Friday, April 19, 2019

Movie 'The Public' mirrors the harsh realities of homelessness


By Tom Siebert
Assistant director for community relations
Public Action to Deliver Shelter (PADS) of Kendall County

For the past four years, I have had the high but humbling privilege of writing about the area's homeless community and those with huge hearts for helping them.

But for the grace of God, as well as the generosity of family and friends, I would be writing about homelessness in the first-person singular tense.

This issue hit home locally when Emilio Estevez--the writer, director, producer, and star of "The Public"--screened his new film last month to residents of Aurora's Hesed House, the second-largest homeless shelter in Illinois, at the Cinemark Tinseltown USA movie theater in North Aurora.

"The Public" is a bold, brilliant movie that touches on several hot-button topics of our time: policing, dirty politics, fake news, mental illness, the opioid crisis, and the occupy movements.
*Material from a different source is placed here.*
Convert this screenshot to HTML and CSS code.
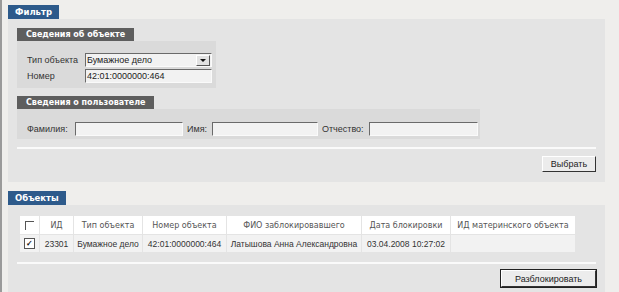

But this educating and entertaining film is mostly about the homeless, writ large and lengthily.
Mr. Estevez, who inherited the social conscience of his father, actor-activist Martin Sheen, demonstrates that when it comes to homelessness, he gets it--and gets it right.

For the past nine years, Kendall County PADS has been providing the local homeless with nutritious meals, overnight housing, and access to social services during the six colder months of the calendar.

"The Public" perfectly depicts the challenges that our PADS guests face on a day-to-day basis.

The film focuses on an eclectic group of about 100 homeless citizens who occupy the main Cincinnati library after closing hours, during a record-breaking cold night when all the city shelters are full.

Similarly, the public libraries in Oswego, Montgomery, and Yorkville are often havens for the homeless. They read books, newspapers, and magazines, in addition to using the computers to seek employment or connect with families or friends. And during the recent harsh winter, many area public buildings became warming centers.

In the movie, the homeless ride the Cincinnati Metro trains, sometimes with no particular place to go but to escape the cold.

In sprawling Kendall County, which has no public transportation, PADS partners with private transit firms to take guests to and from its seven shelter sites, and back and forth from their jobs for those who have them.

During two subfreezing nights last winter, Kendall Area Transit was forced to shut down. However, KAT kept its PADS routes open, so the guests would not have to walk in the big chill.

Citizens become homeless for myriad reasons that often overlap.

Some just lose their jobs like "The Public" character Smutts, played by Michael Douglas Hall.

Addiction is also a major factor, as personified in the movie by Jackson, actor Michael Kenneth Williams, who is shown openly drinking alcohol in the occupied library.

Others suffer from emotional challenges like Big George, poignantly portrayed in the film by Chicago rapper-philanthropist Che "Rhymefest" Smith.

At Kendall County PADS sites, social work interns from Aurora University help the homeless find employment, treatment options, 12-step programs, and permanent housing.

In "The Public," Mr. Estevez plays bleeding-heart librarian Stuart Goodson, who is reminiscent of Anne Engelhardt, the executive director of Kendall County PADS. Anne knows every shelter guest by name and need.

Mr. Goodson tries to give Jackson money and even gives Big George the eyeglasses off his face so that he can stop seeing "lasers" and see his way out of the sit-down situation.

Much of "The Public" centers on the police riot response to the library siege, with Alec Baldwin playing crisis negotiator Bill Ramstead, who is simultaneously searching for his own missing, opioid-addicted son among the homeless.

Locally, Kendall County law enforcement works closely with PADS. Sheriff Dwight Baird is a member of our board of directors.

Sheriff's deputies could arrest homeless citizens for vagrancy but they instead give them the choice to be taken to a PADS site. The sheriff's department also handles PADS' laundry, having it washed at the county jail.

In the movie, the TV news media wrongly reports that the peaceful demonstration is a hostage crisis. Members of the Cincinnati community bring bags and boxes of food to the area outside the sieged library.

That outpouring of kindness is matched here by the Kendall County Food Bank, which partners with PADS, as well as area residents who donate clothing, hygiene items, and other supplies to our sites at six churches and a Christian academy.

Finally, just as we are not shown the ultimate fate of the homeless in "The Public," we don't know where many of our PADS guests will go when the shelter season ends this Saturday.

The hope is they will find permanent places to live before the sites re-open in mid-October, but if they don't, Kendall County PADS will be there for them.